Re: More Like This and Caching

2013-05-10 Thread Giammarco Schisani
Hi David, Jason and Otis,

Thank you for the feedback on the question. It is very much appreciated.

To confirm what caches are being used, I will remove on of the Solr servers
from the cluster, restart it, note the status of the various Solr caches,
issue some MLT queries to it, and compare the status of the cache against
the notes previously taken. I believe this will provide the definitive
answer on this.

I will reply to this thread with my findings.

Kind regards,
Giammarco

On Fri, May 10, 2013 at 1:14 AM, Otis Gospodnetic 
otis.gospodne...@gmail.com wrote:

 This is correct,  doc cache for previously read docs regardless of which
 query read them and query cache for repeat query. Plus OS cache for actual
 index files.

 Otis
 Solr  ElasticSearch Support
 http://sematext.com/
 On May 9, 2013 2:32 PM, Jason Hellman jhell...@innoventsolutions.com
 wrote:

  Purely from empirical observation, both the DocumentCache and
  QueryResultCache are being populated and reused in reloads of a simple
 MLT
  search.  You can see in the cache inserts how much extra-curricular
  activity is happening to populate the MLT data by how many inserts and
  lookups occur on the first load.
 
  (lifted right out of the MLT wiki
 http://wiki.apache.org/solr/MoreLikeThis)
 
 
 
 http://localhost:8983/solr/select?q=apachemlt=truemlt.fl=manu,catmlt.mindf=1mlt.mintf=1fl=id,score
 
  There is no activity in the filterCache, fieldCache, or fieldValueCache -
  and that makes plenty of sense.
 
  On May 9, 2013, at 11:12 AM, David Parks davidpark...@yahoo.com wrote:
 
   I'm not the expert here, but perhaps what you're noticing is actually
 the
   OS's disk cache. The actual solr index isn't cached by solr, but as you
  read
   the blocks off disk the OS disk cache probably did cache those blocks
 for
   you. On the 2nd run the index blocks were read out of memory.
  
   There was a very extensive discussion on this list not long back
 titled:
   Re: SolrCloud loadbalancing, replication, and failover look that
  thread up
   and you'll get a lot of in-depth on the topic.
  
   David
  
  
   -Original Message-
   From: Giammarco Schisani [mailto:giamma...@schisani.com]
   Sent: Thursday, May 09, 2013 2:59 PM
   To: solr-user@lucene.apache.org
   Subject: More Like This and Caching
  
   Hi all,
  
   Could anybody explain which Solr cache (e.g. queryResultCache,
   documentCache, fieldCache, etc.) can be used by the More Like This
  handler?
  
   One of my colleagues had previously suggested that the More Like This
   handler does not take advantage of any of the Solr caches.
  
   However, if I issue two identical MLT requests to the same Solr
 instance,
   the second request will execute much faster than the first request (for
   example, the first request will execute in 200ms and the second request
  will
   execute in 20ms). This makes me believe that at least one of the Solr
  caches
   is being used by the More Like This handler.
  
   I think the documentCache is the cache that is most likely being
 used,
  but
   would you be able to confirm?
  
   As information, I am currently using Solr version 3.6.1.
  
   Kind regards,
   Giammarco Schisani
  
 
 



More Like This and Caching

2013-05-09 Thread Giammarco Schisani
Hi all,

Could anybody explain which Solr cache (e.g. queryResultCache,
documentCache, fieldCache, etc.) can be used by the More Like This handler?

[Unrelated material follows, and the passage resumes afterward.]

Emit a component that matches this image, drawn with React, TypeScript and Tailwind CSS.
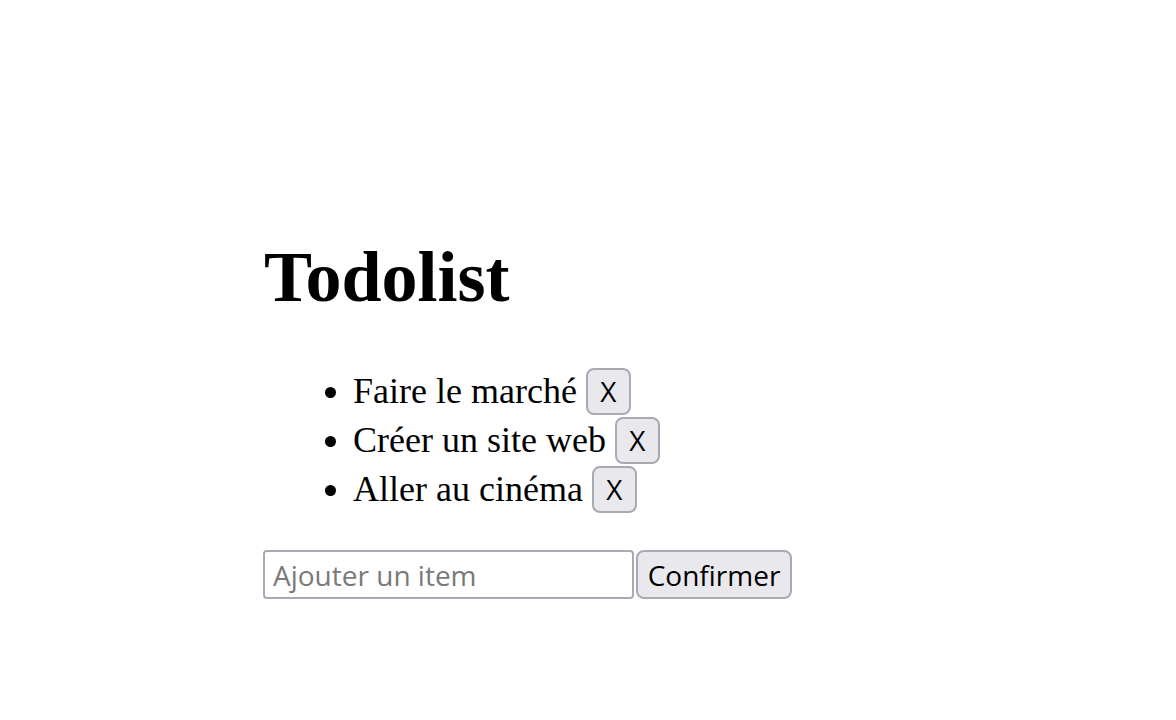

One of my colleagues had previously suggested that the More Like This
handler does not take advantage of any of the Solr caches.

However, if I issue two identical MLT requests to the same Solr instance,
the second request will execute much faster than the first request (for
example, the first request will execute in 200ms and the second request
will execute in 20ms). This makes me believe that at least one of the Solr
caches is being used by the More Like This handler.

I think the documentCache is the cache that is most likely being used,
but would you be able to confirm?

As information, I am currently using Solr version 3.6.1.

Kind regards,
Giammarco Schisani


RE: More Like This and Caching

2013-05-09 Thread David Parks
I'm not the expert here, but perhaps what you're noticing is actually the
OS's disk cache. The actual solr index isn't cached by solr, but as you read
the blocks off disk the OS disk cache probably did cache those blocks for
you. On the 2nd run the index blocks were read out of memory.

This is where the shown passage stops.